Dalam konteks Indonesia, Babe Haikal kerap menyampaikan pandangan optimistis sekaligus kritis. Dengan jumlah penduduk Muslim terbesar di dunia, Indonesia memiliki modal demografis dan budaya yang sangat besar untuk menjadi pusat industri halal global. Namun potensi tersebut, menurutnya, tidak akan terwujud secara otomatis. Diperlukan kebijakan yang konsisten, infrastruktur yang memadai, serta sumber daya manusia yang memahami halal sebagai sistem yang utuh, bukan sekadar label.
Babe Haikal juga menekankan pentingnya membangun ekosistem halal yang terintegrasi. Pengembangan halal tidak bisa dilakukan secara parsial. Pemerintah, pelaku usaha, akademisi, dan masyarakat harus bergerak bersama dalam satu visi. Tanpa kolaborasi yang kuat, halal berisiko hanya menjadi slogan tanpa dampak ekonomi yang berkelanjutan. Sinergi lintas sektor menjadi kunci agar halal mampu memberikan manfaat nyata bagi perekonomian nasional.
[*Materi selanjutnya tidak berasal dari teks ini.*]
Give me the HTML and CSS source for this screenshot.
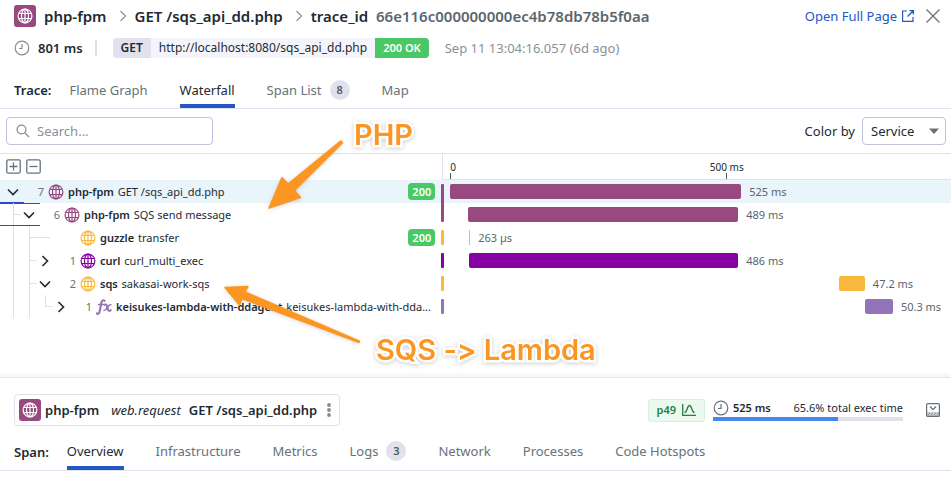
FILE: index.html
```html
<!DOCTYPE html>
<html lang="en">
<head>
<meta charset="utf-8">
<title>php-fpm GET /sqs_api_dd.php</title>
<link rel="stylesheet" href="styles.css">
</head>
<body>
<svg class="sprite" aria-hidden="true">
  <symbol id="globe" viewBox="0 0 16 16">
    <g fill="none" stroke="currentColor" stroke-width="1.2">
      <circle cx="8" cy="8" r="6.900"/>
      <ellipse cx="8" cy="8" rx="3.500" ry="6.900"/>
      <path d="M8 1.100v13.800M1.700 5.500h12.600M1.700 10.500h12.600"/>
    </g>
  </symbol>
  <symbol id="clock" viewBox="0 0 16 16">
    <g fill="none" stroke="currentColor" stroke-width="1.2">
      <circle cx="8" cy="8" r="6.8"/>
      <path d="M8 4v4.500H5"/>
    </g>
  </symbol>
  <symbol id="down" viewBox="0 0 16 16"><path d="M3 5.500l5 5 5-5" fill="none" stroke="currentColor" stroke-width="1.600"/></symbol>
  <symbol id="right" viewBox="0 0 16 16"><path d="M5.500 3l5 5-5 5" fill="none" stroke="currentColor" stroke-width="1.600"/></symbol>
  <symbol id="crumb" viewBox="0 0 8 12"><path d="M1.500 1l5 5-5 5" fill="none" stroke="currentColor" stroke-width="1.200"/></symbol>
</svg>

<main class="panel">
  <header class="title-row">
    <span class="service-icon"><svg><use href="#globe"/></svg></span>
    <h1 class="crumbs">
      <span>php-fpm</span>
      <svg class="crumb-sep"><use href="#crumb"/></svg>
      <span>GET /sqs_api_dd.php</span>
      <svg class="crumb-sep"><use href="#crumb"/></svg>
      <span>trace_id <span class="trace-id">66e116c000000000ec4b78db78b5f0aa</span></span>
    </h1>
    <a class="open-link" href="#">Open Full Page
      <svg viewBox="0 0 12 12"><path d="M5 1H.6v10.400H11V7M7.500.6h3.900v3.900M11 1L5.500 6.500" fill="none" stroke="currentColor" stroke-width="1.200"/></svg>
    </a>
    <button class="icon-button close" aria-label="Close"><svg viewBox="0 0 14 14"><path d="M.5.5l13 13M13.500.5l-13 13" stroke="currentColor" stroke-width="1.300"/></svg></button>
  </header>

  <div class="meta-row">
    <svg class="clock"><use href="#clock"/></svg>
    <strong class="duration">801 ms</strong>
    <span class="divider"></span>
    <span class="request"><b class="method">GET</b><span class="url">http://localhost:8080/sqs_api_dd.php</span><b class="status">200 OK</b></span>
    <time class="stamp">Sep 11 13:04:16.057 (6d ago)</time>
  </div>

  <nav class="tabs">
    <strong class="tabs-label">Trace:</strong>
    <a class="tab" href="#">Flame Graph</a>
    <a class="tab active" href="#">Waterfall</a>
    <a class="tab" href="#">Span List <span class="pill">8</span></a>
    <a class="tab" href="#">Map</a>
  </nav>

  <div class="toolbar">
    <label class="search">
      <svg viewBox="0 0 14 14"><g fill="none" stroke="currentColor" stroke-width="1.200"><circle cx="5.500" cy="5.500" r="4.400"/><path d="M8.700 8.700l4.300 4.300"/></g></svg>
      <input type="text" placeholder="Search..." aria-label="Search">
    </label>
    <label class="color-label" for="color-by">Color by</label>
    <span class="select">
      <select id="color-by"><option>Service</option></select>
      <svg viewBox="0 0 10 6"><path d="M0 .5h10L5 6z" fill="currentColor"/></svg>
    </span>
  </div>

  <section class="waterfall">
    <div class="ruler">
      <div class="expanders">
        <button class="icon-button" aria-label="Expand all"><svg viewBox="0 0 15 15"><g fill="none" stroke="currentColor" stroke-width="1.300"><rect x=".8" y=".8" width="13.400" height="13.400" rx="1.500"/><path d="M3.500 7.500h8M7.500 3.500v8"/></g></svg></button>
        <button class="icon-button" aria-label="Collapse all"><svg viewBox="0 0 15 15"><g fill="none" stroke="currentColor" stroke-width="1.300"><rect x=".8" y=".8" width="13.400" height="13.400" rx="1.500"/><path d="M3.500 7.500h8"/></g></svg></button>
      </div>
      <div class="scale">
        <span class="tick first">0</span>
        <span class="tick" style="margin-left:50.7%">500 ms</span>
      </div>
    </div>

    <div class="span-row php selected underline-short">
      <div class="span-name">
        <button class="caret" aria-label="Collapse"><svg><use href="#down"/></svg></button>
        <span class="count">7</span>
        <svg class="type"><use href="#globe"/></svg>
        <span class="name"><b>php-fpm</b> GET /sqs_api_dd.php</span>
        <b class="code">200</b>
      </div>
      <i class="key join-down"></i>
      <div class="track"><i class="bar" style="width:58.1%"></i><span>525 ms</span></div>
    </div>

    <div class="span-row php underline-long">
      <div class="span-name">
        <i class="guide branch"></i>
        <button class="caret" aria-label="Collapse"><svg><use href="#down"/></svg></button>
        <span class="count">6</span>
        <svg class="type"><use href="#globe"/></svg>
        <span class="name"><b>php-fpm</b> SQS send message</span>
      </div>
      <i class="key join-up"></i>
      <div class="track"><i class="bar" style="margin-left:3.6%;width:53.9%"></i><span>489 ms</span></div>
    </div>

    <div class="span-row amber">
      <div class="span-name">
        <i class="guide"></i><i class="guide branch"></i>
        <i class="caret leaf"></i>
        <span class="count"></span>
        <svg class="type"><use href="#globe"/></svg>
        <span class="name"><b>guzzle</b> transfer</span>
        <b class="code">200</b>
      </div>
      <i class="key"></i>
      <div class="track"><i class="bar" style="margin-left:3.8%;width:1px"></i><span>263 µs</span></div>
    </div>

    <div class="span-row violet">
      <div class="span-name">
        <i class="guide"></i><i class="guide branch"></i>
        <button class="caret" aria-label="Expand"><svg><use href="#right"/></svg></button>
        <span class="count">1</span>
        <svg class="type"><use href="#globe"/></svg>
        <span class="name"><b>curl</b> curl_multi_exec</span>
      </div>
      <i class="key"></i>
      <div class="track"><i class="bar" style="margin-left:3.8%;width:53.7%"></i><span>486 ms</span></div>
    </div>

    <div class="span-row amber">
      <div class="span-name">
        <i class="guide"></i><i class="guide branch"></i>
        <button class="caret" aria-label="Collapse"><svg><use href="#down"/></svg></button>
        <span class="count">2</span>
        <svg class="type"><use href="#globe"/></svg>
        <span class="name"><b>sqs</b> sakasai-work-sqs</span>
      </div>
      <i class="key"></i>
      <div class="track"><i class="bar" style="margin-left:77.6%;width:5.2%"></i><span>47.2 ms</span></div>
    </div>

    <div class="span-row lilac">
      <div class="span-name">
        <i class="guide"></i><i class="guide"></i><i class="guide branch end"></i>
        <button class="caret" aria-label="Expand"><svg><use href="#right"/></svg></button>
        <span class="count">1</span>
        <svg class="type" viewBox="0 0 16 16"><g fill="none" stroke="currentColor" stroke-linecap="round"><path d="M8.500 1.800C7 .4 5.700 1.800 5.300 4L3.700 12.200C3.300 14.400 2.200 15.500.8 14.400" stroke-width="2.100"/><path d="M2.600 5.500h5.200" stroke-width="1.500"/><path d="M8.600 5.700c1.400-.8 2 0 2.500 1.800l.9 3c.5 1.700 1.500 1.700 2.700.7" stroke-width="2"/><path d="M14.900 5.800c-1.500-.6-2.400.8-3.500 2.700s-2 3.300-3.400 2.800" stroke-width="1.500"/></g></svg>
        <span class="name"><b>keisukes-lambda-with-ddagent</b> keisukes-lambda-with-dda...</span>
      </div>
      <i class="key"></i>
      <div class="track"><i class="bar" style="margin-left:82.8%;width:5.6%"></i><span>50.3 ms</span></div>
    </div>
  </section>

  <section class="detail">
    <div class="detail-row">
      <div class="span-card">
        <span class="service-icon"><svg><use href="#globe"/></svg></span>
        <b>php-fpm</b>
        <em>web.request</em>
        <b>GET /sqs_api_dd.php</b>
        <button class="icon-button more" aria-label="More"><svg viewBox="0 0 4 14"><g fill="currentColor"><circle cx="2" cy="2" r="1.900"/><circle cx="2" cy="7" r="1.900"/><circle cx="2" cy="12" r="1.900"/></g></svg></button>
      </div>
      <span class="percentile">p49 <svg viewBox="0 0 14 12"><path d="M.7 0v11.300H14M2.500 8.500C5.500 8.500 5 1.500 7.500 1.500S9.500 8.500 12.500 8.500" fill="none" stroke="currentColor" stroke-width="1.300"/></svg></span>
      <div class="exec">
        <div class="exec-text"><svg class="clock"><use href="#clock"/></svg><b>525 ms</b><span>65.6% total exec time</span></div>
        <div class="meter"><i style="width:65.6%"></i></div>
      </div>
      <button class="icon-button dock" aria-label="Dock panel"><svg viewBox="0 0 14 14"><path d="M1 9h12v4H1z" fill="#c8cbcf"/><g fill="none" stroke="currentColor"><rect x=".6" y=".6" width="12.800" height="12.800" rx="1" stroke-width="1.200"/><path d="M4 3.500l3 3 3-3" stroke-width="1.300"/><path d="M2 12l2-2M5 12l2-2M8 12l2-2M11 12l2-2" stroke-width=".6"/></g></svg></button>
    </div>
    <nav class="tabs">
      <strong class="tabs-label">Span:</strong>
      <a class="tab active" href="#">Overview</a>
      <a class="tab" href="#">Infrastructure</a>
      <a class="tab" href="#">Metrics</a>
      <a class="tab" href="#">Logs <span class="pill">3</span></a>
      <a class="tab" href="#">Network</a>
      <a class="tab" href="#">Processes</a>
      <a class="tab" href="#">Code Hotspots</a>
    </nav>
  </section>

  <div class="notes">
    <svg viewBox="0 0 400 400" aria-hidden="true">
      <g fill="#fb9622" stroke="#fb9622" stroke-width="1.500" stroke-linejoin="round">
        <path d="M269 208L282 177.500L288 184L340.700 141L342.500 142.700L294.500 190.500L300.500 197.500Z"/>
        <path d="M225 287.500L248 286.500L245 292L359.500 341.300L359 342.500L242 298.500L239.500 305Z"/>
      </g>
    </svg>
    <span class="note note-php">PHP</span>
    <span class="note note-sqs">SQS -&gt; Lambda</span>
  </div>
</main>
</body>
</html>
```
FILE: styles.css
```css
* { box-sizing: border-box; }

body {
  margin: 0;
  background: #fff;
  color: #1c2b34;
  font-family: "Noto Sans", sans-serif;
  font-size: 13px;
  line-height: 20px;
}

b, strong { font-weight: 600; }
svg { display: block; flex: none; }
button, input, select { font: inherit; color: inherit; }
.sprite { position: absolute; width: 0; height: 0; }
.panel { position: relative; overflow: hidden; }

.icon-button {
  display: block;
  padding: 0;
  border: 0;
  background: none;
  color: #66727a;
}

.service-icon {
  display: grid;
  place-items: center;
  flex: none;
  width: 22px;
  height: 22px;
  border-radius: 3px;
  background: #984a80;
  color: #fff;
}
.service-icon svg { width: 16px; height: 16px; }

/* Header */
.title-row {
  display: flex;
  align-items: center;
  height: 32px;
  padding: 0 11px 0 14px;
}
.crumbs {
  display: flex;
  align-items: center;
  gap: 8px;
  flex: 1;
  margin: 0 0 0 8px;
  font-size: 15px;
  font-weight: 600;
  white-space: nowrap;
}
.crumb-sep { width: 8px; height: 12px; margin-left: 4px; color: #8a939a; }
.trace-id { margin-left: 4px; color: #5a666e; }
.open-link {
  display: flex;
  align-items: center;
  gap: 5px;
  color: #2257c4;
  text-decoration: none;
  white-space: nowrap;
}
.open-link svg { width: 12px; height: 12px; }
.close { margin-left: 12px; }
.close svg { width: 14px; height: 14px; }

.meta-row {
  display: flex;
  align-items: center;
  height: 32px;
  padding: 0 14px;
  white-space: nowrap;
}
.clock { width: 16px; height: 16px; color: #828c93; }
.duration { margin-left: 8px; }
.divider { width: 2px; height: 16px; margin: 0 16px 0 12px; background: #dfe0ec; }
.request {
  display: flex;
  overflow: hidden;
  border-radius: 4px;
  background: #f4f5fa;
  font-size: 12px;
}
.method { padding: 0 8px; background: #e1e1ed; }
.url { padding: 0 8px; }
.status { padding: 0 8px; background: #48c966; color: #fff; font-size: 11px; }
.stamp { margin-left: 16px; color: #87919a; }

/* Tabs */
.tabs {
  display: flex;
  gap: 32px;
  height: 45px;
  padding: 0 14px;
  border-bottom: 1px solid #e0e1ee;
  white-space: nowrap;
}
.tabs-label { margin-right: -14px; line-height: 52px; }
.tab {
  display: flex;
  align-items: center;
  gap: 8px;
  height: 44px;
  padding: 12px 0 0;
  border-bottom: 4px solid transparent;
  color: #66727a;
  text-decoration: none;
}
.tab.active { border-color: #2257c4; color: #1c2b34; }
.pill {
  min-width: 20px;
  border-radius: 10px;
  background: #e1e1ed;
  color: #4c5860;
  font-size: 11px;
  font-weight: 600;
  text-align: center;
}

/* Toolbar */
.toolbar {
  display: flex;
  align-items: center;
  height: 45px;
  padding: 0 5px 0 6px;
  border-bottom: 1px solid #e0e1ee;
}
.search {
  display: flex;
  align-items: center;
  gap: 7px;
  width: 207px;
  height: 28px;
  margin-right: auto;
  padding: 0 9px;
  border: 1px solid #c0c2e0;
  border-radius: 4px;
  color: #828c93;
}
.search svg { width: 14px; height: 14px; }
.search input { width: 100%; min-width: 0; padding: 0; border: 0; outline: 0; background: none; }
.search input::placeholder { color: #87919a; opacity: 1; }
.color-label { margin-right: 7px; }
.select { display: grid; align-items: center; width: 84px; }
.select > * { grid-area: 1 / 1; }
.select select {
  width: 100%;
  height: 28px;
  padding: 0 8px;
  border: 1px solid #c0c2e0;
  border-radius: 4px;
  background: #fff;
  appearance: none;
}
.select svg { width: 10px; height: 6px; margin-right: 7px; justify-self: end; color: #66727a; pointer-events: none; }

/* Waterfall */
.waterfall { padding-bottom: 59px; font-size: 11px; }
.ruler, .span-row { display: grid; grid-template-columns: 46.4% 3px minmax(0, 1fr); }
.ruler { height: 26px; }
.expanders { display: flex; align-items: flex-start; gap: 5px; padding: 5px 6px; }
.expanders svg { width: 15px; height: 15px; }
.scale {
  display: flex;
  grid-column: 2 / 4;
  align-items: flex-end;
  margin-left: 1px;
  padding-left: 7px;
  border-left: 1px solid #e0e1ee;
  border-bottom: 1px solid #e0e1ee;
  font-size: 10px;
}
.tick {
  display: flex;
  flex-direction: column;
  line-height: 11px;
  white-space: nowrap;
}
.tick::after { content: ""; width: 1px; height: 6px; margin: 0 auto; background: #4c5860; }
.tick.first::after { margin: 0; }

.span-row { position: relative; height: 23px; }
.php { --tone: #984a80; }
.amber { --tone: #f9b83c; }
.violet { --tone: #8700a3; }
.lilac { --tone: #9474b8; }
.selected { background: #e9f4fb; }
.underline-short::after, .underline-long::before, .underline-long::after {
  content: "";
  position: absolute;
  left: 0;
  bottom: 0;
  width: 24px;
  height: 1px;
  background: #2b49cf;
}
.underline-long::before, .underline-long::after { width: 40px; }
.underline-long::before { top: 0; }

.span-name { display: flex; align-items: center; min-width: 0; padding: 0 6px 0 5px; }
.guide, .caret { position: relative; flex: none; width: 16px; height: 23px; }
.guide::before, .branch::after, .leaf::after { content: ""; position: absolute; background: #dfe0ec; }
.guide::before { top: 0; bottom: 0; left: 8px; width: 1px; }
.branch::after { top: 11px; left: 8px; width: 8px; height: 1px; }
.end::before { bottom: 11px; }
.leaf::after { top: 11px; left: 0; width: 13px; height: 1px; }
.caret { display: grid; place-items: center; padding: 0; border: 0; background: none; }
.caret svg { width: 16px; height: 16px; }
.count { flex: none; width: 23px; margin-right: 4px; color: #66727a; text-align: right; }
.type { width: 16px; height: 16px; margin-right: 4px; color: var(--tone); }
.name { flex: 1; min-width: 0; white-space: nowrap; }
.name b { margin-right: 1px; }
.code {
  padding: 0 4px;
  border-radius: 4px;
  background: #48c966;
  color: #fff;
  line-height: 17px;
}
.key { height: 15px; margin-top: 4px; border-radius: 1px; background: var(--tone); }
.join-down { height: 19px; border-radius: 1px 1px 0 0; }
.join-up { height: 19px; margin-top: 0; border-radius: 0 0 1px 1px; }
.track { display: flex; align-items: center; gap: 8px; margin-left: 6px; color: #5a666e; white-space: nowrap; }
.bar { flex: none; height: 15px; border-radius: 2px; background: var(--tone); }

/* Span detail */
.detail { border-top: 1px solid #e6e7ea; box-shadow: 0 -2px 5px rgba(0, 0, 0, .06); }
.detail .tab { padding: 11px 0 1px; }
.detail-row { display: flex; align-items: center; height: 48px; padding: 16px 11px 0 14px; white-space: nowrap; }
.span-card {
  display: flex;
  align-items: center;
  height: 32px;
  margin-right: auto;
  padding: 0 8px 0 4px;
  border: 1px solid #dfe0ec;
  border-radius: 4px;
}
.span-card b { margin-left: 4px; }
.span-card em { margin: 0 4px 0 12px; }
.more { margin-left: 10px; color: #828c93; }
.more svg { width: 4px; height: 14px; }
.percentile {
  display: flex;
  align-items: center;
  gap: 6px;
  height: 23px;
  padding: 0 8px;
  border: 1px solid #d3f2da;
  border-radius: 3px;
  background: #ebf9ee;
  color: #2a7e41;
  font-size: 11px;
  font-weight: 600;
}
.percentile svg { width: 14px; height: 12px; }
.exec { width: 190px; margin: 0 23px 0 8px; font-size: 11px; }
.exec-text { display: flex; align-items: center; height: 18px; }
.exec-text b { margin: 0 auto 0 4px; }
.exec-text .clock { color: #66727a; }
.meter { height: 4px; background: #e1e1ed; }
.meter i { display: block; height: 4px; background: #4488ea; }
.dock svg { width: 14px; height: 14px; }

/* Annotations float above the chart */
.notes { position: absolute; inset: 0; pointer-events: none; }
.notes svg { width: 400px; height: 400px; filter: drop-shadow(0 1px 2px rgba(0, 0, 0, .15)); }
.note {
  position: absolute;
  color: #fb9622;
  font: 600 29px/32px Inter, sans-serif;
  font-variant-ligatures: no-contextual;
  white-space: nowrap;
  paint-order: stroke fill;
  -webkit-text-stroke: 5px #fff;
  filter: drop-shadow(0 1px 2px rgba(0, 0, 0, .2));
}
.note-php { left: 354px; top: 119px; }
.note-sqs { left: 376px; top: 334px; }
```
Lebih dari sekadar komoditas, Babe Haikal melihat halal sebagai instrumen diplomasi ekonomi. Produk halal dapat menjadi jembatan kerja sama antarnegara dan memperkuat hubungan perdagangan internasional. Dalam konteks ini, halal berperan sebagai soft power yang membawa nilai etika, kepercayaan, dan kepentingan ekonomi dalam satu kesatuan. Pendekatan ini dinilai efektif untuk meningkatkan posisi tawar suatu negara di kancah global.
Peran generasi muda juga menjadi bagian penting dalam pandangan Babe Haikal. Ia meyakini bahwa masa depan industri halal sangat ditentukan oleh kemampuan generasi muda dalam berinovasi dan memanfaatkan teknologi. Dengan kreativitas, riset, dan pemanfaatan platform digital, generasi muda dapat membawa produk halal bersaing di pasar global dengan nilai tambah yang tinggi.
Pada akhirnya, Babe Haikal memandang halal sebagai konsep yang terus berkembang mengikuti dinamika zaman. Dari nilai keagamaan yang bersifat personal, halal kini menjelma menjadi strategi utama dalam perdagangan global. Transformasi ini menunjukkan bahwa nilai, ketika dikelola secara profesional dan berkelanjutan, dapat menjadi kekuatan ekonomi yang membentuk arah perdagangan dunia di masa depan.